I know it hasn't always been that strong but I'd like to believe that I've come to a point where I've so worked out the spirit within me that like a body subjected to lifting heavy weights, my muscles have been built, my spirit has been strengthened. Turned out I wasn't so right after all.
It's been a hectic day. Ups and downs. Wholeness and emptiness. Hope and despair. This evening just when I'd hoped that something would lift my depleting spirits I had a needle nip it in the bud and bring it crashing down like a deflated balloon.
Today... So Uyi invited me for something holding in Victoria Island, a filmmakers forum with Kunle Afolayan as the Speaker. I like to think myself a good person, someone who's generally happy for the successes of others. But listening to him talk about his successes I felt an anger within me. It makes no sense that I should have felt envious of Kunle Afolayan (absolutely no sense at all, yet I did). Just as I was trying to douse it I received a mail rejecting my application for a job I'd just applied to which something lied to my spirit I had good chances at.
Isn't that like the worst thing ever; Rejection? You know how sometimes you probably don't really want something but you ask anyways. And then you get told No. It hurts, regardless of the fact that you didn't really want it, but the fact that you actually asked and got turned down is like a smack on the butt. But to see something, smell it, really want it, dare to hope and then take that bold step of ASKING and get told NO, that's the sting of a vicious slap on the face.
And there I sat, reading my rejection letter over and over again while listening and simultaneously trying to blot out the voice of this confident man talking about his adventures, his endeavors, his overcome challenges and his successes. The anger within me simmered.

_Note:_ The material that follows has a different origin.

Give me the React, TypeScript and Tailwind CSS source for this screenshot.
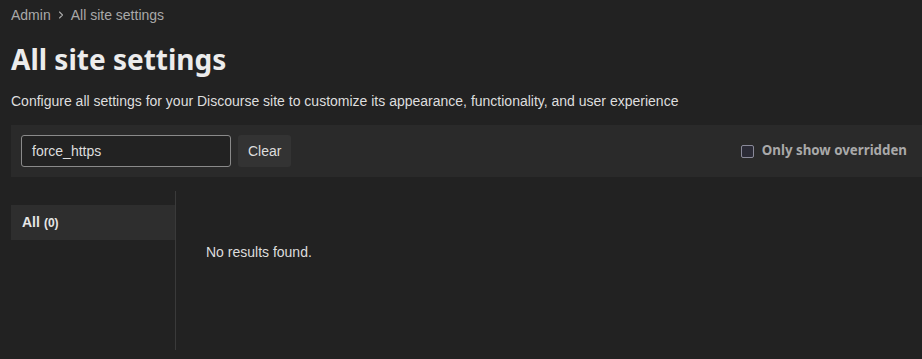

That was all well and good. Shit happens, so we're told. And while I was feeling like a bit of a failure, it broke me to smaller pieces to know that I've been too busy, preoccupied and uninspired to put out as many posts as I'd love to. And just when I was experiencing that feeling of a rock on my chest when I know that I haven't delivered on something; posts, and the fear that they'd wait for something and then abandon ship for the boat of a more capable sailor, one of my most beloved readers mails me. She sends me the picture of this beautiful piece of jewelry and says to help her thank one of my readers on whose blog she won that gift. I should thank her because it was on my blog that she found out about hers.
At this point I felt defeated. Oh, don't get me wrong, it's I after all who said it's an open market, yet in that same breath I admitted I sometimes feel like an aggrieved lover.
And then within my I felt my spirit sink.
And although I know there are different ways this can be construed and misconstrued, the fact remains that these are my truest feelings and I've always preferred to take my clothes off where my emotions are concerned. I stand before you, sincere, naked, fragile.